The humiliations inflicted by his father echoed through Mervyn's whole life. In the letters he was to write to his Russian fiancée, Mervyn comes back time and again to his father's cruelty and selfishness. Their shared experience of neglect in childhood became a powerful bond between Mervyn and Mila.

'Your joyless, nasty, humiliated childhood, the constant lack of warmth and affection, kindness, respect, all your humiliations, illnesses, tears, I understand them all, to the point of pain,' wrote Mila to Mervyn in 1965. 'How I hated your father because he refused to give you his wood plane when you wanted to make yourself something out of wood. What horrible cruelty, what a lack of respect for a person - I suffered the same a thousand times! I so wanted to return those for ever lost minutes and buy you a whole workshop, to give you everything you wanted, to make your life rich and happy.'

 

Mervyn grew up a rather lonely boy, I think. He liked to spend hours wandering alone through the shunting yards of the great docks and the machine houses of the collieries which ringed the grimy city, admiring the steam engines. On Sundays he would walk to the tops of the vast colliery slag heaps and look down on the ships in the channel, and the Irish Sea beyond, and he would dream, in the manner ascribed to young boys who end up following unusual destinies, of travelling to distant lands.

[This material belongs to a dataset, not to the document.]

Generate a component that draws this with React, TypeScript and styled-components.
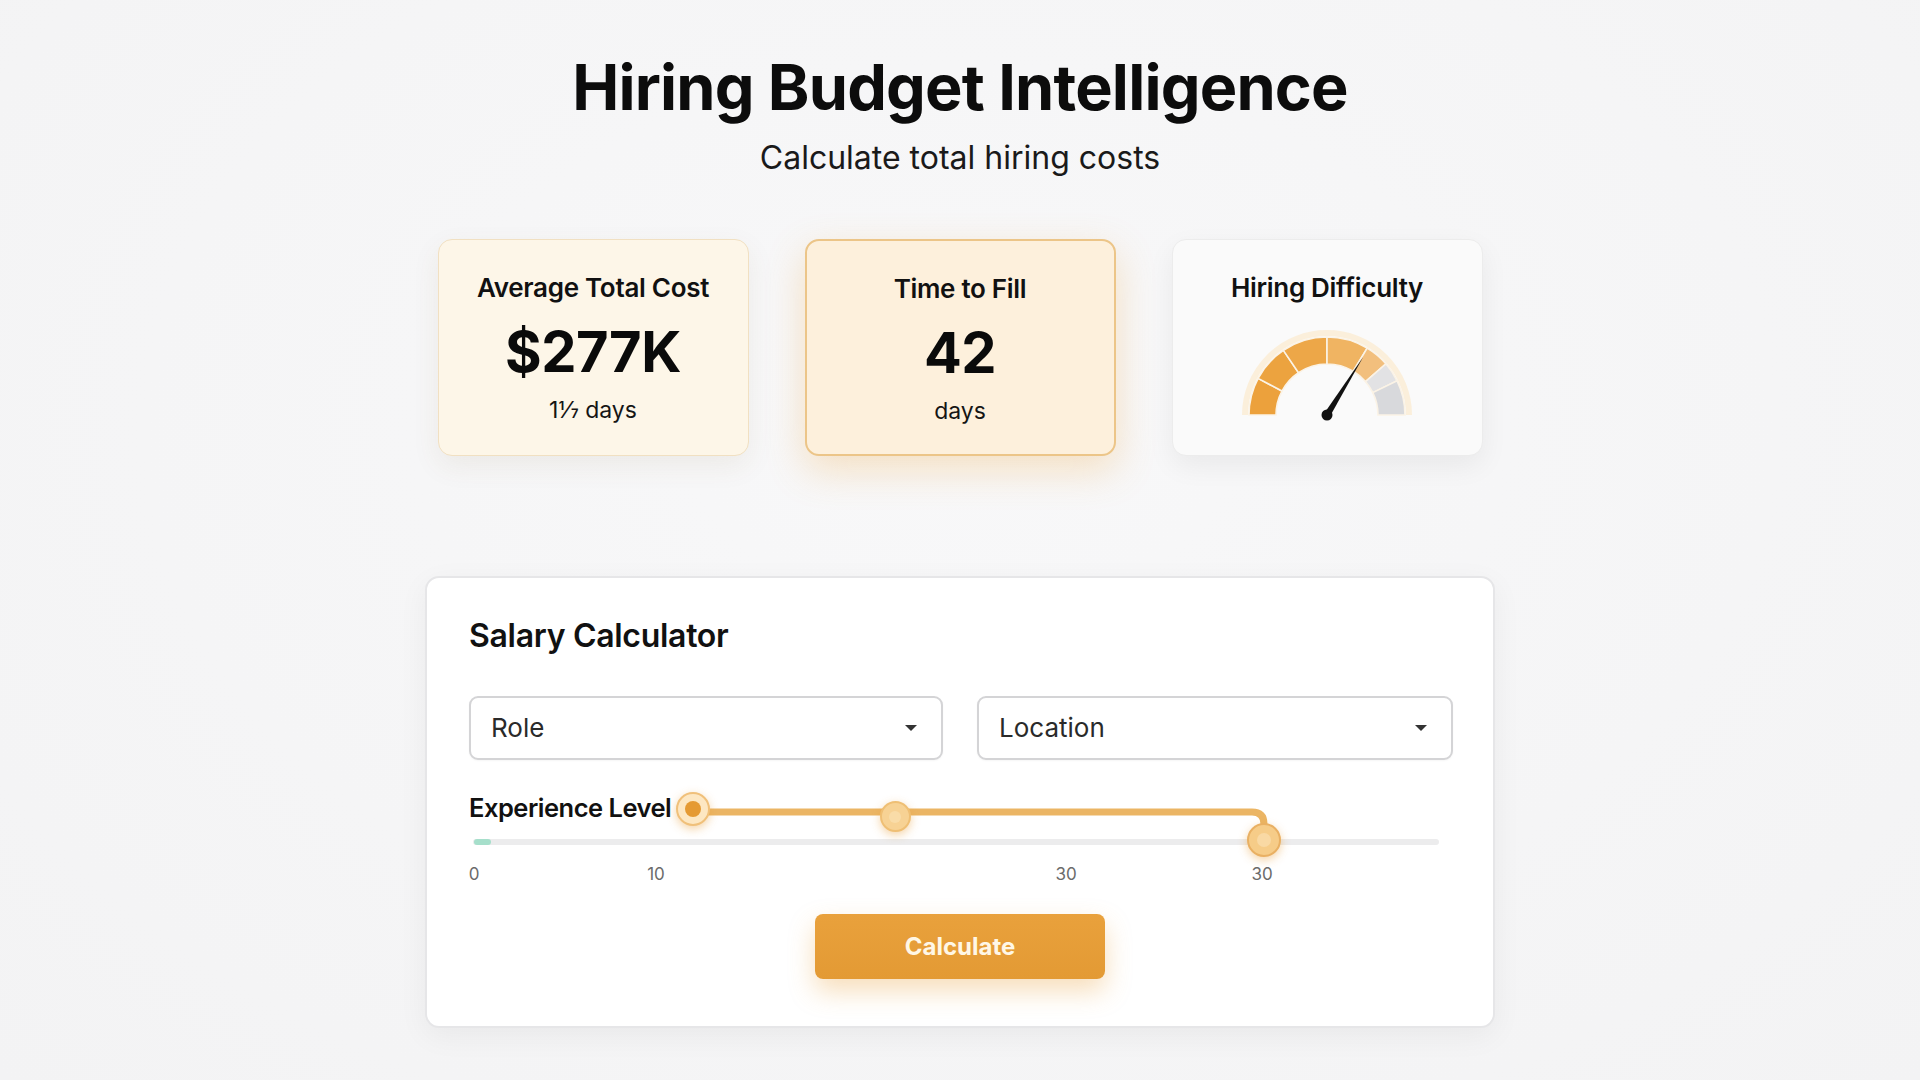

He spent much of his childhood with his mother Lillian and his crippled grandmother. The family's life was punctuated by screaming rows between his parents, which either ended in one of his father's regular walk-outs, or by his mother taking little Mervyn and running away to stay with her mother. Mervyn's mother was an emotional woman, prone to hysterics. Her son was the focus of her hopes, and she lived entirely for him - and Mervyn was to devote much energy to getting as far away from his mother's intense, controlling love as possible. In later years, Mervyn frequently complained to Mila that his mother, addicted to hyperbole, would accuse him of 'killing your old mother with your thoughtlessness'.